China’s authoritarian government has gotten in the way of the country’s growth.

A halting rise
For years, American politicians have warned that China could challenge the U.S. as the world’s top superpower. As China’s growth regularly outpaced Western rivals, it seemed on track to become the world’s biggest economy.
But even the most bullish assessments of China’s rise always anticipated its growth would eventually slow. That slowdown has arrived sooner than expected, as a result of poor decisions by Chinese leadership.
Two developments yesterday highlighted the risks for China. Chinese officials announced that the country’s population declined last year for the first time in more than 60 years. They also released data showing that the country’s economy grew only 3 percent last year, well below the government’s target of 5.5 percent.

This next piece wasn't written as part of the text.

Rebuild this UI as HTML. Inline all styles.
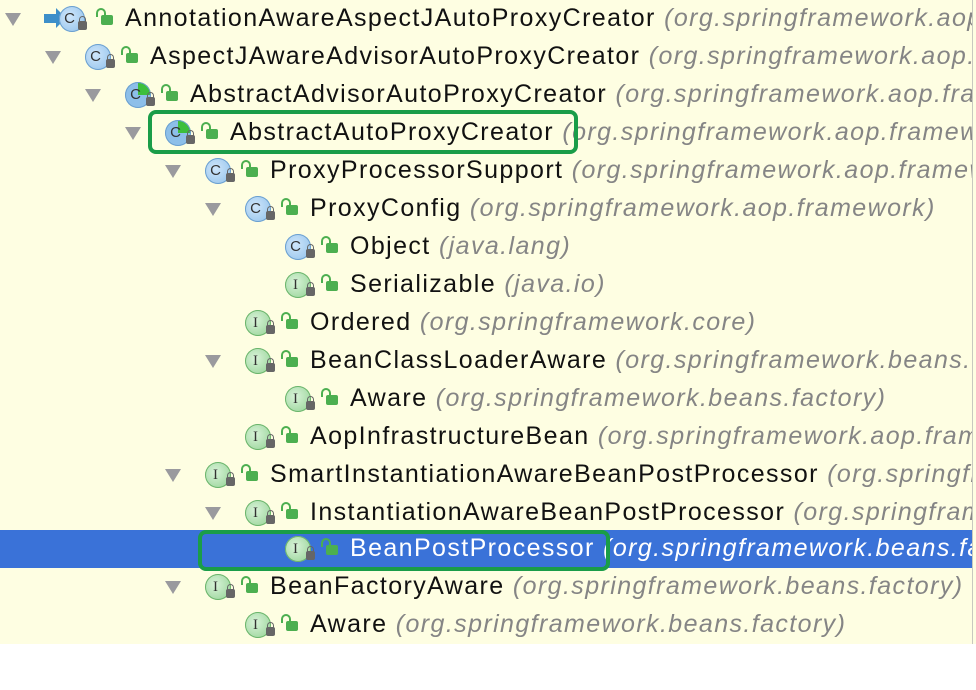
<!DOCTYPE html>
<html><head><meta charset="utf-8"><style>
body{margin:0;width:976px;height:690px;background:#fff;position:relative;overflow:hidden;font-family:"Liberation Sans",sans-serif}
#bg{position:absolute;left:0;top:0;width:976px;height:644px;background:#FEFEE2}
.vl{position:absolute;left:972px;top:0;width:1px;height:644px;background:#c8c8c0}
.row{position:absolute;left:0;width:972px;height:38px;overflow:hidden}
.sel{background:#3A72D8}
.tri{position:absolute;top:13px;width:0;height:0;border-left:8px solid transparent;border-right:8px solid transparent;border-top:13px solid #9a9a9e}
.ic{position:absolute;top:6px;width:26px;height:26px;border-radius:50%;font:15px "Liberation Sans",sans-serif;color:#333;text-align:center;line-height:26px;text-indent:-5px}
.c{background:radial-gradient(circle at 40% 40%,#cfe6fb,#8dbfe9);box-shadow:inset 0 0 0 1px #6a9fcf}
.i{background:radial-gradient(circle at 40% 40%,#d9f3d9,#8fd08f);box-shadow:inset 0 0 0 1px #6ab46a;font-family:"Liberation Serif",serif}
.abs{background:conic-gradient(#3cbf3c 0 25%,#8dbfe9 25% 75%,#3cbf3c 75% 75.1%,#8dbfe9 75.1%)}
.lk{position:absolute;top:21px;width:9px;height:9px;background:#666;border-radius:2px}
.lk:before{content:"";position:absolute;left:1px;top:-5px;width:5px;height:6px;border:1.5px solid #666;border-bottom:none;border-radius:4px 4px 0 0}
.gl{position:absolute;top:15px;width:12px;height:10px;background:#4CAF50;border-radius:2px}
.gl:before{content:"";position:absolute;left:-5px;top:-7px;width:6px;height:7px;border:2px solid #4CAF50;border-bottom:none;border-radius:5px 5px 0 0}
.t{position:absolute;top:4px;font-size:25px;color:#111;white-space:nowrap;letter-spacing:1.4px}
.t i{color:#858585}
.sel .t,.sel .t i{color:#fff}
.box{position:absolute;border:4px solid #1a9d48;border-radius:8px}
</style></head><body>
<div id="bg"></div><div class="vl"></div>

<div class="row" style="top:0px"><div class="tri" style="left:5px"></div><div style="position:absolute;left:44px;top:14px;width:14px;height:9px;background:#3d8fc9"></div><div style="position:absolute;left:56px;top:8px;border-left:10px solid #3d8fc9;border-top:10px solid transparent;border-bottom:10px solid transparent"></div><div class="ic c" style="left:59px">C</div><div class="lk" style="left:78px"></div><div class="gl" style="left:101px"></div><div class="t" style="left:125px">AnnotationAwareAspectJAutoProxyCreator <i>(org.springframework.aop.aspectj.autoproxy)</i></div></div>

<div class="row" style="top:38px"><div class="tri" style="left:45px"></div><div class="ic c" style="left:85px">C</div><div class="lk" style="left:106px"></div><div class="gl" style="left:126px"></div><div class="t" style="left:150px">AspectJAwareAdvisorAutoProxyCreator <i>(org.springframework.aop.aspectj.autoproxy)</i></div></div>

<div class="row" style="top:76px"><div class="tri" style="left:85px"></div><div class="ic c abs" style="left:125px">C</div><div class="lk" style="left:146px"></div><div class="gl" style="left:166px"></div><div class="t" style="left:190px">AbstractAdvisorAutoProxyCreator <i>(org.springframework.aop.framework.autoproxy)</i></div></div>

<div class="row" style="top:114px"><div class="tri" style="left:125px"></div><div class="ic c abs" style="left:165px">C</div><div class="lk" style="left:186px"></div><div class="gl" style="left:206px"></div><div class="t" style="left:230px">AbstractAutoProxyCreator <i>(org.springframework.aop.framework.autoproxy)</i></div></div>

<div class="row" style="top:152px"><div class="tri" style="left:165px"></div><div class="ic c" style="left:205px">C</div><div class="lk" style="left:226px"></div><div class="gl" style="left:246px"></div><div class="t" style="left:270px">ProxyProcessorSupport <i>(org.springframework.aop.framework)</i></div></div>

<div class="row" style="top:190px"><div class="tri" style="left:205px"></div><div class="ic c" style="left:245px">C</div><div class="lk" style="left:266px"></div><div class="gl" style="left:286px"></div><div class="t" style="left:310px">ProxyConfig <i>(org.springframework.aop.framework)</i></div></div>

<div class="row" style="top:228px"><div class="ic c" style="left:285px">C</div><div class="lk" style="left:306px"></div><div class="gl" style="left:326px"></div><div class="t" style="left:350px">Object <i>(java.lang)</i></div></div>

<div class="row" style="top:266px"><div class="ic i" style="left:285px">I</div><div class="lk" style="left:306px"></div><div class="gl" style="left:326px"></div><div class="t" style="left:350px">Serializable <i>(java.io)</i></div></div>

<div class="row" style="top:304px"><div class="ic i" style="left:245px">I</div><div class="lk" style="left:266px"></div><div class="gl" style="left:286px"></div><div class="t" style="left:310px">Ordered <i>(org.springframework.core)</i></div></div>

<div class="row" style="top:342px"><div class="tri" style="left:205px"></div><div class="ic i" style="left:245px">I</div><div class="lk" style="left:266px"></div><div class="gl" style="left:286px"></div><div class="t" style="left:310px">BeanClassLoaderAware <i>(org.springframework.beans.factory)</i></div></div>

<div class="row" style="top:380px"><div class="ic i" style="left:285px">I</div><div class="lk" style="left:306px"></div><div class="gl" style="left:326px"></div><div class="t" style="left:350px">Aware <i>(org.springframework.beans.factory)</i></div></div>

<div class="row" style="top:418px"><div class="ic i" style="left:245px">I</div><div class="lk" style="left:266px"></div><div class="gl" style="left:286px"></div><div class="t" style="left:310px">AopInfrastructureBean <i>(org.springframework.aop.framework)</i></div></div>

<div class="row" style="top:456px"><div class="tri" style="left:165px"></div><div class="ic i" style="left:205px">I</div><div class="lk" style="left:226px"></div><div class="gl" style="left:246px"></div><div class="t" style="left:270px">SmartInstantiationAwareBeanPostProcessor <i>(org.springframework.beans.factory.config)</i></div></div>

<div class="row" style="top:494px"><div class="tri" style="left:205px"></div><div class="ic i" style="left:245px">I</div><div class="lk" style="left:266px"></div><div class="gl" style="left:286px"></div><div class="t" style="left:310px">InstantiationAwareBeanPostProcessor <i>(org.springframework.beans.factory.config)</i></div></div>

<div class="row sel" style="top:530px"><div class="ic i" style="left:285px">I</div><div class="lk" style="left:306px"></div><div class="gl" style="left:326px"></div><div class="t" style="left:350px">BeanPostProcessor <i>(org.springframework.beans.factory.config)</i></div></div>

<div class="row" style="top:568px"><div class="tri" style="left:165px"></div><div class="ic i" style="left:205px">I</div><div class="lk" style="left:226px"></div><div class="gl" style="left:246px"></div><div class="t" style="left:270px">BeanFactoryAware <i>(org.springframework.beans.factory)</i></div></div>

<div class="row" style="top:606px"><div class="ic i" style="left:245px">I</div><div class="lk" style="left:266px"></div><div class="gl" style="left:286px"></div><div class="t" style="left:310px">Aware <i>(org.springframework.beans.factory)</i></div></div>

<div class="box" style="left:148px;top:110px;width:422px;height:36px"></div>
<div class="box" style="left:198px;top:530px;width:404px;height:33px"></div>
</body></html>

Both these outcomes are closely linked to Chinese policy. Decades-long government efforts to reduce birthrates nationwide, including the policy of allowing most families to have only one child, sped up the population decline. And the economic slowdown is in part tied to the zero-Covid policy that China backed away from only last month, which left the country unprepared to reopen.
This newsletter will explain what yesterday’s developments mean for China’s future.
Stifled growth
Experts have long anticipated China’s population decline. Some analysts argue the decline actually started years ago. Regardless, the drop is coming more quickly than expected; previous projections from China and the U.N. suggested the decline would not begin until the next decade.
The population is aging rapidly. The median age in China has already surpassed that of the U.S. and could rise above 50 by 2050. Even Europe’s fastest-aging countries are not expected to surpass a median age of 50 until around 2100.
To some degree, China is following a typical trajectory: Birthrates tend to drop and median ages tend to rise as countries develop. Birthrates have also dropped in general across East Asia. But China sped up its trajectory with its one-child policy, which began in the late 1970s and was in effect until 2016; its fertility rates are now lower than those in the U.S., Europe and Japan.
China “will no longer be the young, vibrant, growing population,” Wang Feng, an expert on China’s demographic trends at the University of California, Irvine, told my colleagues Alexandra Stevenson and Zixu Wang. “We will start to appreciate China, in terms of its population, as an old and shrinking population.”